What is its motivation? Rabbi Jonathan Sachs gave a brilliantly concise analysis on ‘Thought for the Day’ in which he cited the ‘Robbers Cave Experiment’, where two teams of psychologically well-adjusted boys were set increasingly competitive tasks which resulted in escalating aggressive behaviour towards each other, including one team burning the other’s flag, stealing each other’s property, and hand-to-hand fighting. His conclusion was that groups unite and divide. We are social animals and deeply inscribed in our nature is the tribal spirit, which polarises groups into ‘us’ and ‘them’. Sachs argues for cooperation, a ‘bigger us’, and the ancient Jewish principle of welcoming the stranger within your gate.
The most notorious religious hate crime remains the Nazi programme to exterminate all Jews in Europe and beyond during the Second World War. This may look more like an ethnic crime, but for the Jews race and religion are one. When it came to the trial of Adolph Eichmann, one of the principal organisers of the Holocaust, the Jewish philosopher Hannah Arendt observed that Eichmann was a bureaucrat so dull and insensitive that he didn’t really connect his activities with the unspeakable horror of the death camps. In analysing this phenomenon, Arendt coined the phrase, ‘the banality of evil.’ The bureaucrats became cogs in a machine and somehow immunised from the evil of what they did. Theirs was a small contribution to the monstrous whole and they would scarcely recognise what they were doing as a hate crime.
‘Hate’ is a powerful and robust word, sparingly used in mature adult discourse. Hence, its official employment to describe a category of particularly odious crime. However, it is bandied about so much in officialese that it stands in danger of being debased by becoming commonplace. This isn’t helped by our natural inclination, implied in the Sachs analysis, to trivialise our prejudices against anyone who is not ‘one of us’, for example, by joking in bars and in private conversations when you feel safe no one else is listening in—knowing basically we are tribal animals and that civilisation requires us to curb our tribalism. Indeed, the private voicing of prejudice can be a means of purging and controlling prejudice, naming our weakness being part of overcoming it.

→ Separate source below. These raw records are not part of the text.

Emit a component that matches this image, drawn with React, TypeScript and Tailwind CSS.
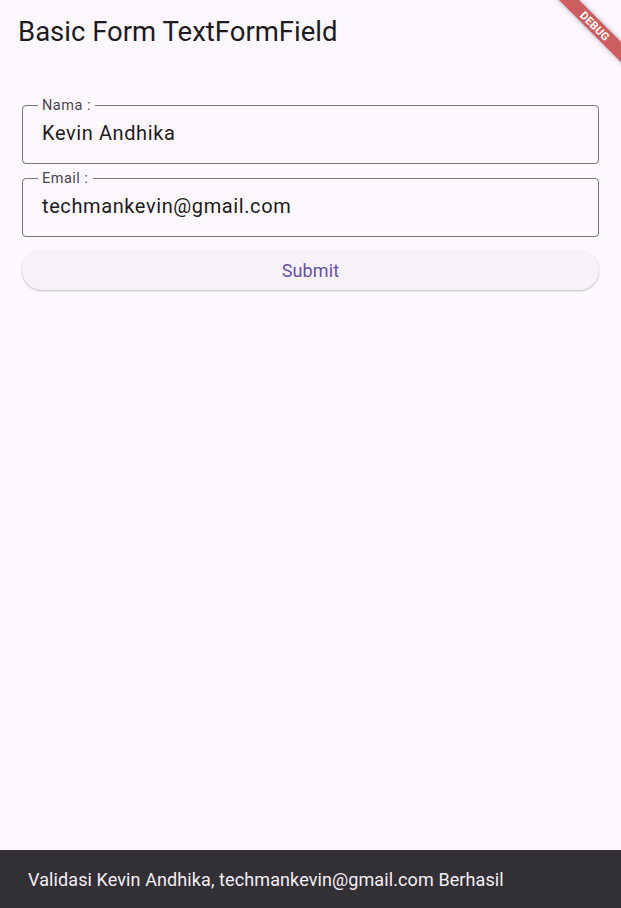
import React from "react";

const fields = [
  { id: "nama", label: "Nama :", value: "Kevin Andhika" },
  { id: "email", label: "Email :", value: "techmankevin@gmail.com" },
];

const OutlinedField = ({ label, value }: { label: string; value: string }) => {
  return (
    <div className="relative h-[59px] rounded-[4px] border border-[#79747E]">
      <span className="absolute left-[15px] top-[-9px] bg-[#FEF7FF] px-[4px] text-[14.5px] leading-[18px] tracking-[0.5px] text-[#49454F]">
        {label}
      </span>
      <div className="flex h-full items-center pb-[3px] pl-[19px] text-[20px] tracking-[0.6px] text-[#1D1B20]">
        {value}
      </div>
    </div>
  );
};

const DebugBanner = () => (
  <div className="pointer-events-none absolute right-[-24px] top-[19px] flex h-[14px] w-[100px] rotate-45 items-center justify-center bg-[rgba(183,28,28,0.7)] shadow-[0_0_5px_rgba(0,0,0,0.35)]">
    <span className="text-[11px] font-bold leading-none tracking-[0.3px] text-white">DEBUG</span>
  </div>
);

export default function App() {
  return (
    <div
      className="relative flex min-h-[908px] w-full flex-col overflow-hidden bg-[#FEF7FF]"
      style={{ fontFamily: "Roboto, 'Liberation Sans', sans-serif" }}
    >
      <header className="flex h-16 items-center px-[18px]">
        <h1 className="text-[27.5px] font-normal text-[#1D1B20]">Basic Form TextFormField</h1>
      </header>

      <main className="flex flex-1 flex-col gap-[14px] px-[22px] pt-[41px]">
        {fields.map(({ id, label, value }) => (
          <OutlinedField key={id} label={label} value={value} />
        ))}
        <button className="mt-[-1px] h-[40px] w-full rounded-full bg-[#F7F2FA] text-[18px] tracking-[0.1px] text-[#6750A4] shadow-[0_1px_2px_rgba(0,0,0,0.25)]">
          Submit
        </button>
      </main>

      <div className="flex h-[58px] items-center bg-[#322F35] px-[28px]">
        <span className="text-[18px] tracking-[0.1px] text-[#F5EFF7]">
          Validasi Kevin Andhika, techmankevin@gmail.com Berhasil
        </span>
      </div>

      <DebugBanner />
    </div>
  );
}
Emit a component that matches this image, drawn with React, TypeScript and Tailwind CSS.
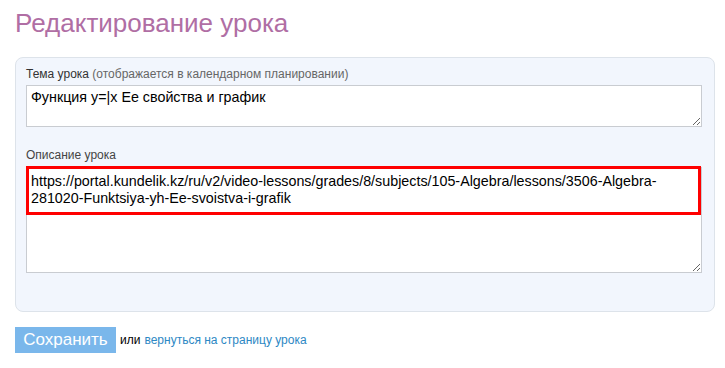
export default function App() {
  return (
    <main className="min-h-screen bg-white font-['Liberation_Sans',Arial,sans-serif] text-[#222]">
      <div className="px-[15px] pt-[7px]">
        <h1 className="text-[26px] leading-[32px] text-[#b06ea4]">Редактирование урока</h1>

        <section className="mt-[18px] w-[700px] rounded-[8px] border border-[#dde3ea] bg-[#f2f6fd] px-[10px] pb-[38px] pt-[8px]">
          <label className="block text-[12px] leading-[16px] text-[#333]">
            Тема урока <span className="text-[#666]">(отображается в календарном планировании)</span>
          </label>
          <textarea
            defaultValue="Функция y=|x Ее свойства и график"
            className="mt-[3px] block h-[42px] w-[676px] resize-y border border-[#c9ccd1] bg-white px-[4px] py-[3px] text-[14.3px] leading-[17px] text-black outline-none"
          />

          <label className="mt-[20px] block text-[12px] leading-[16px] text-[#444]">Описание урока</label>
          <div className="relative mt-[4px]">
            <textarea
              defaultValue="https://portal.kundelik.kz/ru/v2/video-lessons/grades/8/subjects/105-Algebra/lessons/3506-Algebra-281020-Funktsiya-yh-Ee-svoistva-i-grafik"
              className="block h-[106px] w-[676px] resize-y border border-[#c9ccd1] bg-white px-[4px] py-[5px] text-[14.3px] leading-[17px] text-black outline-none"
            />
            <div className="pointer-events-none absolute left-0 top-[-1px] h-[49px] w-[675px] border-[3px] border-[#ff0000]" />
          </div>
        </section>

        <div className="mt-[15px] flex items-center">
          <button className="h-[26px] w-[101px] bg-[#7ab7eb] text-[17px] leading-[26px] text-white">Сохранить</button>
          <span className="ml-[4px] text-[12px] text-black">или</span>
          <a href="#" className="ml-[4px] text-[12px] text-[#2d88c4]">
            вернуться на страницу урока
          </a>
        </div>
      </div>
    </main>
  );
}
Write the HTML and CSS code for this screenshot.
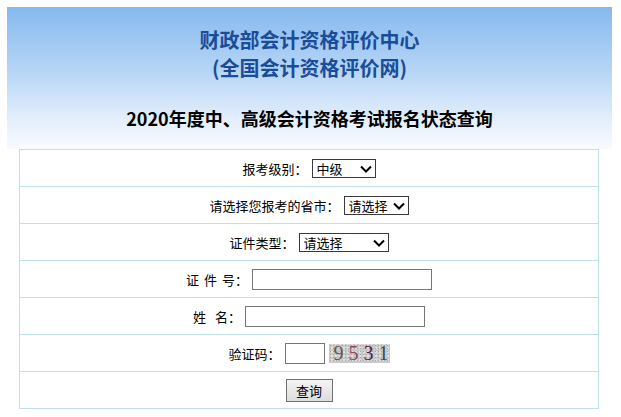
FILE: index.html
```html
<!DOCTYPE html>
<html>
<head>
    <meta charset="utf-8">
    <title>报名状态查询</title>
    <link rel="stylesheet" href="styles.css">
</head>
<body>
    <div class="page">
        <div class="header">
            <h1 class="site-title">财政部会计资格评价中心<br>(全国会计资格评价网)</h1>
            <h2 class="page-title">2020年度中、高级会计资格考试报名状态查询</h2>
        </div>

        <div class="query-form">
            <div class="form-row">
                <span class="label">报考级别：</span>
                <span class="select-wrap sel-level">
                    <select><option>中级</option><option>高级</option></select>
                    <svg class="arrow" width="12" height="8" viewBox="0 0 12 8"><path d="M1 1.5 L6 6.5 L11 1.5" fill="none" stroke="#000" stroke-width="2"/></svg>
                </span>
            </div>
            <div class="form-row">
                <span class="label">请选择您报考的省市：</span>
                <span class="select-wrap sel-prov">
                    <select><option>请选择</option></select>
                    <svg class="arrow" width="12" height="8" viewBox="0 0 12 8"><path d="M1 1.5 L6 6.5 L11 1.5" fill="none" stroke="#000" stroke-width="2"/></svg>
                </span>
            </div>
            <div class="form-row">
                <span class="label">证件类型：</span>
                <span class="select-wrap sel-type">
                    <select><option>请选择</option></select>
                    <svg class="arrow" width="12" height="8" viewBox="0 0 12 8"><path d="M1 1.5 L6 6.5 L11 1.5" fill="none" stroke="#000" stroke-width="2"/></svg>
                </span>
            </div>
            <div class="form-row">
                <span class="label"><span class="gap-sm">证件</span>号：</span>
                <input type="text" class="text-input">
            </div>
            <div class="form-row">
                <span class="label"><span class="gap-lg">姓</span>名：</span>
                <input type="text" class="text-input">
            </div>
            <div class="form-row">
                <span class="label">验证码：</span>
                <input type="text" class="code-input">
                <span class="captcha">
                    <span class="d1">9</span><span class="d2">5</span><span class="d3">3</span><span class="d4">1</span>
                </span>
            </div>
            <div class="form-row">
                <button type="button" class="btn">查询</button>
            </div>
        </div>
    </div>
</body>
</html>
```

FILE: styles.css
```css
body {
    margin: 7px;
    font-family: "Noto Sans CJK SC", "Liberation Sans", sans-serif;
    font-size: 13px;
    color: #000;
    background: #fff;
}
.page {
    width: 605px;
}
.header {
    height: 142px;
    padding-top: 19px;
    box-sizing: border-box;
    background: linear-gradient(to bottom, #86b9ee 0%, #b6d5f6 45%, #e4effb 80%, #f8fbff 100%);
    text-align: center;
}
.site-title {
    margin: 0;
    font-size: 20px;
    line-height: 28px;
    font-weight: bold;
    color: #1b4c98;
}
.page-title {
    margin: 22px 0 0;
    font-size: 18px;
    line-height: 28px;
    font-weight: bold;
    color: #000;
}
.query-form {
    width: 580px;
    margin-left: 12px;
    box-sizing: border-box;
    border: 1px solid #bfe1e8;
    border-bottom: none;
    background: #fff;
}
.form-row {
    height: 36px;
    border-bottom: 1px solid #bfe1e8;
    display: flex;
    align-items: center;
    justify-content: center;
    gap: 4px;
}
.label {
    white-space: nowrap;
}
.gap-sm {
    letter-spacing: 5px;
}
.gap-lg {
    letter-spacing: 9px;
}
.select-wrap {
    position: relative;
    display: inline-block;
}
.select-wrap select {
    -webkit-appearance: none;
    appearance: none;
    height: 19px;
    padding: 0 0 0 4px;
    margin: 0;
    border: 1px solid #3a3a3a;
    border-radius: 0;
    background: #fff;
    font-family: "Noto Sans CJK SC", sans-serif;
    font-size: 13px;
    line-height: 17px;
    color: #000;
    box-sizing: border-box;
    display: block;
}
.sel-level select { width: 64px; }
.sel-prov select { width: 65px; }
.sel-type select { width: 90px; }
.arrow {
    position: absolute;
    right: 4px;
    top: 6px;
    pointer-events: none;
}
.text-input {
    width: 180px;
    height: 21px;
    box-sizing: border-box;
    border: 1px solid #767676;
    margin: 0;
    padding: 0 2px;
}
.code-input {
    width: 40px;
    height: 21px;
    box-sizing: border-box;
    border: 1px solid #767676;
    margin: 0;
}
.captcha {
    width: 61px;
    height: 19px;
    box-sizing: border-box;
    padding-left: 5px;
    display: inline-flex;
    align-items: center;
    gap: 5px;
    background-color: #c9c9c9;
    background-image:
        radial-gradient(#a8a8a8 0.8px, transparent 1px),
        radial-gradient(#e2e2e2 0.8px, transparent 1px);
    background-size: 3px 3px, 4px 4px;
    background-position: 0 0, 1px 2px;
    font-family: "Liberation Serif", serif;
    font-size: 20px;
    line-height: 19px;
}
.d1 { color: #5a5a5a; }
.d2 { color: #8c4a4a; }
.d3 { color: #4a1c5e; }
.d4 { color: #2e4f52; }
.btn {
    width: 47px;
    height: 23px;
    margin: 0;
    padding: 0;
    border: 1px solid #707070;
    border-radius: 0;
    background: linear-gradient(to bottom, #f4f4f4, #dcdcdc);
    font-family: "Noto Sans CJK SC", sans-serif;
    font-size: 13px;
    color: #000;
}
```
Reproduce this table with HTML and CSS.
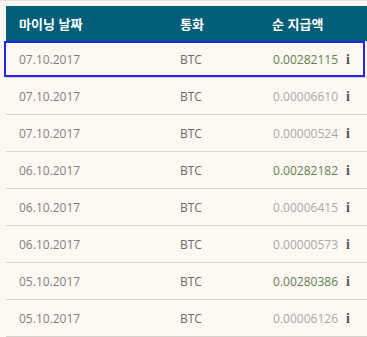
FILE: index.html
```html
<!DOCTYPE html>
<html lang="ko">
<head>
<meta charset="utf-8">
<link rel="stylesheet" href="styles.css">
</head>
<body>
<div class="page">
  <div class="table">
    <div class="row head">
      <div class="c date">마이닝 날짜</div>
      <div class="c cur">통화</div>
      <div class="c amt">순 지급액</div>
    </div>
    <div class="row">
      <div class="c date">07.10.2017</div><div class="c cur">BTC</div>
      <div class="c amt"><span class="val big">0.00282115</span><span class="info">i</span></div>
      <div class="hl"></div>
    </div>
    <div class="row">
      <div class="c date">07.10.2017</div><div class="c cur">BTC</div>
      <div class="c amt"><span class="val">0.00006610</span><span class="info">i</span></div>
    </div>
    <div class="row">
      <div class="c date">07.10.2017</div><div class="c cur">BTC</div>
      <div class="c amt"><span class="val">0.00000524</span><span class="info">i</span></div>
    </div>
    <div class="row">
      <div class="c date">06.10.2017</div><div class="c cur">BTC</div>
      <div class="c amt"><span class="val big">0.00282182</span><span class="info">i</span></div>
    </div>
    <div class="row">
      <div class="c date">06.10.2017</div><div class="c cur">BTC</div>
      <div class="c amt"><span class="val">0.00006415</span><span class="info">i</span></div>
    </div>
    <div class="row">
      <div class="c date">06.10.2017</div><div class="c cur">BTC</div>
      <div class="c amt"><span class="val">0.00000573</span><span class="info">i</span></div>
    </div>
    <div class="row">
      <div class="c date">05.10.2017</div><div class="c cur">BTC</div>
      <div class="c amt"><span class="val big">0.00280386</span><span class="info">i</span></div>
    </div>
    <div class="row">
      <div class="c date">05.10.2017</div><div class="c cur">BTC</div>
      <div class="c amt"><span class="val">0.00006126</span><span class="info">i</span></div>
    </div>
  </div>
</div>
</body>
</html>
```
FILE: styles.css
```css
html, body {
  margin: 0;
  padding: 0;
  background: #fdf9f2;
  overflow: hidden;
}
.page {
  border-top: 1px solid #e6e2dc;
  padding: 5px 0 0 6px;
  font-family: "Open Sans", "Noto Sans CJK KR", sans-serif;
}
.table {
  width: 361px;
}
.row {
  position: relative;
  display: grid;
  grid-template-columns: 161px 92px 1fr;
  padding-left: 13px;
  height: 36px;
  align-items: center;
  border-bottom: 1px solid #d6d3cd;
  font-size: 12px;
  color: #808080;
}
.row.head {
  height: 35px;
  background: #015e78;
  border-bottom: none;
  color: #ffffff;
  font-family: "Noto Sans CJK KR", sans-serif;
  font-weight: 700;
  font-size: 13px;
}
.cur {
  color: #6a6a6a;
}
.head .cur { color: #fff; }
.amt {
  display: flex;
  align-items: baseline;
}
.val {
  color: #a8a8a8;
  width: 66px;
  text-align: right;
}
.val.big {
  color: #5d7f52;
}
.info {
  margin-left: 8px;
  font-family: "Liberation Serif", serif;
  font-weight: 700;
  font-size: 14px;
  color: #555;
}
.hl {
  position: absolute;
  left: -2px;
  top: 0;
  width: 357px;
  height: 32px;
  border: 2px solid #2424f0;
}
```
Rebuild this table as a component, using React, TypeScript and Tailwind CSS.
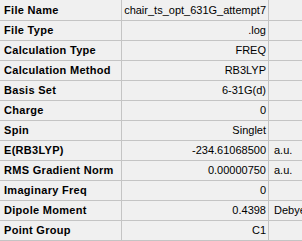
const rows: { label: string; value: string; unit?: string }[] = [
  { label: 'File Name', value: 'chair_ts_opt_631G_attempt7' },
  { label: 'File Type', value: '.log' },
  { label: 'Calculation Type', value: 'FREQ' },
  { label: 'Calculation Method', value: 'RB3LYP' },
  { label: 'Basis Set', value: '6-31G(d)' },
  { label: 'Charge', value: '0' },
  { label: 'Spin', value: 'Singlet' },
  { label: 'E(RB3LYP)', value: '-234.61068500', unit: 'a.u.' },
  { label: 'RMS Gradient Norm', value: '0.00000750', unit: 'a.u.' },
  { label: 'Imaginary Freq', value: '0' },
  { label: 'Dipole Moment', value: '0.4398', unit: 'Debye' },
  { label: 'Point Group', value: 'C1' },
];

export default function App() {
  return (
    <div className="h-[241px] w-[302px] overflow-hidden bg-[#f0f0f0] font-['Liberation_Sans',Arial,sans-serif] text-[11px] text-black">
      {rows.map((row, i) => (
        <div
          key={row.label}
          className={`flex border-b border-[#c4c4c4] ${i === 0 ? 'h-[21px]' : 'h-[20px]'}`}
        >
          <div className="flex w-[122px] shrink-0 items-center border-r border-[#c4c4c4] pl-[4px] font-bold tracking-[0.3px]">
            {row.label}
          </div>
          <div className="flex w-[147px] shrink-0 items-center justify-end whitespace-nowrap border-r border-[#c4c4c4] pr-[2px]">
            {row.value}
          </div>
          <div className="flex min-w-0 flex-1 items-center overflow-hidden whitespace-nowrap pl-[5px]">
            {row.unit}
          </div>
        </div>
      ))}
    </div>
  );
}
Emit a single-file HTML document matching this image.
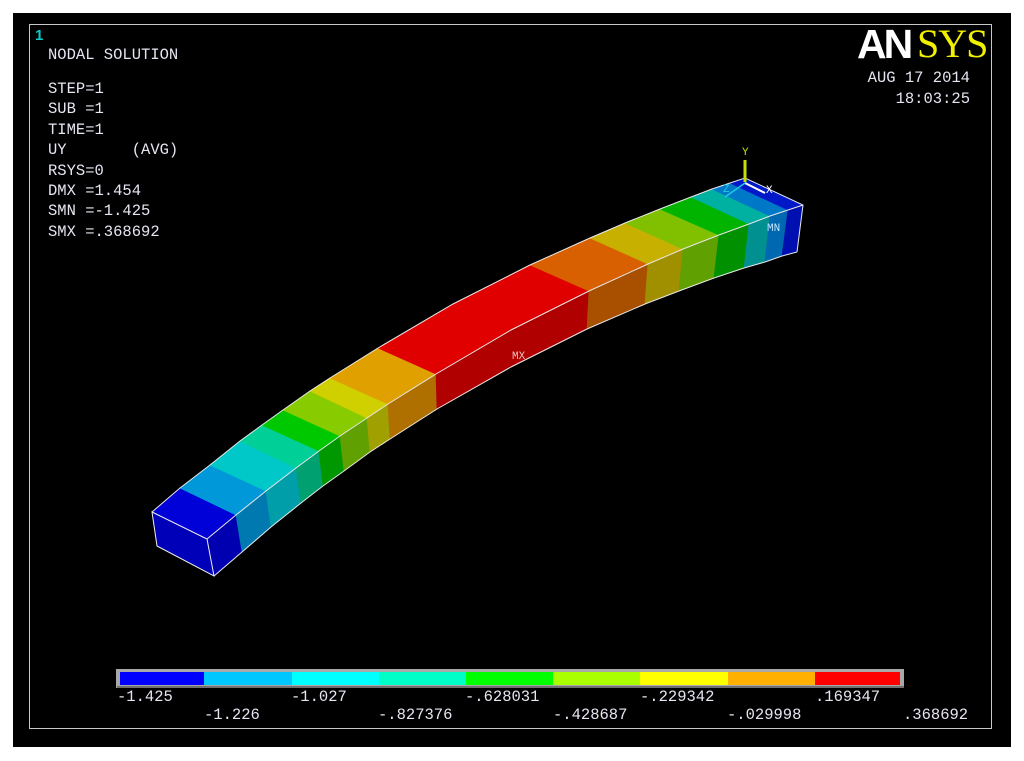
<!DOCTYPE html>
<html><head><meta charset="utf-8"><style>
html,body{margin:0;padding:0;background:#fff;width:1024px;height:761px;overflow:hidden}
#blk{position:absolute;left:13px;top:13px;width:998px;height:734px;background:#000}
#frm{position:absolute;left:29px;top:24px;width:961px;height:703px;border:1px solid #c8c8c8}
.t{position:absolute;font-family:"Liberation Mono",monospace;font-size:15.5px;color:#e6e6f2;white-space:pre;line-height:16px}
svg{position:absolute;left:0;top:0}
</style></head><body>
<div id="blk"></div><div id="frm"></div>
<svg width="1024" height="761" stroke-width="0.7">
<g>
<polygon points="152,512 180,488 236,515 207,539" fill="#0000d8" stroke="#0000d8"/>
<polygon points="207,539 236,515 242,552 214,576" fill="#0000b0" stroke="#0000b0"/>
<polygon points="180,488 210,465 266,491 236,515" fill="#0098d8" stroke="#0098d8"/>
<polygon points="236,515 266,491 271,527 242,552" fill="#0078b0" stroke="#0078b0"/>
<polygon points="210,465 240,441 296,468 266,491" fill="#00c8c8" stroke="#00c8c8"/>
<polygon points="266,491 296,468 301,503 271,527" fill="#009ea8" stroke="#009ea8"/>
<polygon points="240,441 262,425 319,451 296,468" fill="#00d098" stroke="#00d098"/>
<polygon points="296,468 319,451 323,486 301,503" fill="#00a070" stroke="#00a070"/>
<polygon points="262,425 283,410 340,436 319,451" fill="#00c800" stroke="#00c800"/>
<polygon points="319,451 340,436 344,471 323,486" fill="#009800" stroke="#009800"/>
<polygon points="283,410 310,391 367,418 340,436" fill="#88cc00" stroke="#88cc00"/>
<polygon points="340,436 367,418 370,452 344,471" fill="#60a000" stroke="#60a000"/>
<polygon points="310,391 330,378 388,404 367,418" fill="#d0d000" stroke="#d0d000"/>
<polygon points="367,418 388,404 390,439 370,452" fill="#a0a000" stroke="#a0a000"/>
<polygon points="330,378 378,348 436,374 388,404" fill="#e0a000" stroke="#e0a000"/>
<polygon points="388,404 436,374 437,409 390,439" fill="#b07000" stroke="#b07000"/>
<polygon points="378,348 453,304 530,265 589,291 511,330 436,374" fill="#e00000" stroke="#e00000"/>
<polygon points="436,374 511,330 589,291 587,329 511,367 437,409" fill="#b00000" stroke="#b00000"/>
<polygon points="530,265 590,238 648,264 589,291" fill="#d86000" stroke="#d86000"/>
<polygon points="589,291 648,264 645,304 587,329" fill="#a85000" stroke="#a85000"/>
<polygon points="590,238 625,223 683,249 648,264" fill="#c8b000" stroke="#c8b000"/>
<polygon points="648,264 683,249 679,291 645,304" fill="#a09000" stroke="#a09000"/>
<polygon points="625,223 660,209 719,235 683,249" fill="#80c000" stroke="#80c000"/>
<polygon points="683,249 719,235 714,278 679,291" fill="#60a000" stroke="#60a000"/>
<polygon points="660,209 691,197 749,224 719,235" fill="#00b400" stroke="#00b400"/>
<polygon points="719,235 749,224 744,268 714,278" fill="#009000" stroke="#009000"/>
<polygon points="691,197 712,189 770,216 749,224" fill="#00b0a0" stroke="#00b0a0"/>
<polygon points="749,224 770,216 765,262 744,268" fill="#009090" stroke="#009090"/>
<polygon points="712,189 730,183 788,210 770,216" fill="#0078c8" stroke="#0078c8"/>
<polygon points="770,216 788,210 782,256 765,262" fill="#0068b0" stroke="#0068b0"/>
<polygon points="730,183 745,178 803,205 788,210" fill="#0018c8" stroke="#0018c8"/>
<polygon points="788,210 803,205 797,252 782,256" fill="#0010b0" stroke="#0010b0"/>
</g>
<polygon points="152,512 207,539 214,576 157,546" fill="#0000b8" stroke="#eee" stroke-width="1"/>
<g fill="none" stroke="#e8e8e8" stroke-width="1">
<polyline points="152,512 180,488 210,465 240,441 262,425 283,410 310,391 330,378 378,348 453,304 530,265 590,238 625,223 660,209 691,197 712,189 730,183 745,178 803,205 797,252"/>
<polyline points="207,539 236,515 266,491 296,468 319,451 340,436 367,418 388,404 436,374 511,330 589,291 648,264 683,249 719,235 749,224 770,216 788,210 803,205"/>
<polyline points="214,576 242,552 271,527 301,503 323,486 344,471 370,452 390,439 437,409 511,367 587,329 645,304 679,291 714,278 744,268 765,262 782,256 797,252"/>
</g>
<line x1="745" y1="182" x2="745" y2="160" stroke="#c8e000" stroke-width="3"/>
<line x1="745" y1="183" x2="765" y2="193" stroke="#fff" stroke-width="2"/>
<line x1="745" y1="183" x2="725" y2="197" stroke="#20c8e0" stroke-width="1.5"/>
<g font-family="Liberation Mono" font-size="11">
<text x="742" y="155" fill="#c8e000">Y</text>
<text x="766" y="193" fill="#fff">X</text>
<text x="723" y="192" fill="#20c8e0">Z</text>
<text x="767" y="231" fill="#c0e8ff">MN</text>
<text x="512" y="359" fill="#f0c0c0">MX</text>
</g>
<rect x="116" y="669" width="788" height="19" fill="#a8a8a8"/>
<rect x="117" y="686" width="787" height="2" fill="#707070"/>
<rect x="120" y="672" width="84" height="13" fill="#0000ff"/>
<rect x="204" y="672" width="88" height="13" fill="#00c8ff"/>
<rect x="292" y="672" width="87" height="13" fill="#00ffff"/>
<rect x="379" y="672" width="87" height="13" fill="#00ffc8"/>
<rect x="466" y="672" width="87" height="13" fill="#00ff00"/>
<rect x="553" y="672" width="87" height="13" fill="#aaff00"/>
<rect x="640" y="672" width="88" height="13" fill="#ffff00"/>
<rect x="728" y="672" width="87" height="13" fill="#ffb000"/>
<rect x="815" y="672" width="85" height="13" fill="#ff0000"/>
</svg>
<div class="t" style="left:35px;top:28px;color:#10c8c8;font-weight:bold;font-family:'Liberation Sans',sans-serif;font-size:15px">1</div>
<div class="t" style="left:48px;top:47px">NODAL SOLUTION</div>
<div class="t" style="left:48px;top:79px;line-height:20.4px">STEP=1
SUB =1
TIME=1
UY       (AVG)
RSYS=0
DMX =1.454
SMN =-1.425
SMX =.368692</div>
<div style="position:absolute;left:857px;top:22px;font-family:'Liberation Sans',sans-serif;font-weight:bold;font-size:41px;color:#fff;letter-spacing:-3px;line-height:44px">AN</div>
<div style="position:absolute;left:917px;top:22px;font-family:'Liberation Serif',serif;font-size:40px;color:#f0f000;line-height:44px;letter-spacing:-1px">SYS</div>
<div class="t" style="right:54px;top:70px;text-align:right">AUG 17 2014</div>
<div class="t" style="right:54px;top:91px;text-align:right">18:03:25</div>
<div class="t" style="left:117px;top:689px">-1.425</div>
<div class="t" style="left:291px;top:689px">-1.027</div>
<div class="t" style="left:465px;top:689px">-.628031</div>
<div class="t" style="left:640px;top:689px">-.229342</div>
<div class="t" style="left:815px;top:689px">.169347</div>
<div class="t" style="left:204px;top:707px">-1.226</div>
<div class="t" style="left:378px;top:707px">-.827376</div>
<div class="t" style="left:553px;top:707px">-.428687</div>
<div class="t" style="left:727px;top:707px">-.029998</div>
<div class="t" style="left:903px;top:707px">.368692</div>
</body></html>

And here’s an ethical puzzle: what language are we to use? In his remarkable memoir, HITCH-22, Christopher Hitchens devotes a chapter to his time in ‘Mesopotamia’ in the Saddam Hussein years, in which he describes that tyrant’s atrocities against the Kurds and his foul cruelties against his own henchmen. Hitchens recalls Saddam’s macabre triumphal arch depicting a pile of shrapnel-holed Iranian helmets like a pyramid of skulls and says,
‘I think of it whenever I hear some fool say, “All right, we agree that Saddam was bad guy.” Nobody capable of uttering that commonplace has any conception of radical evil.’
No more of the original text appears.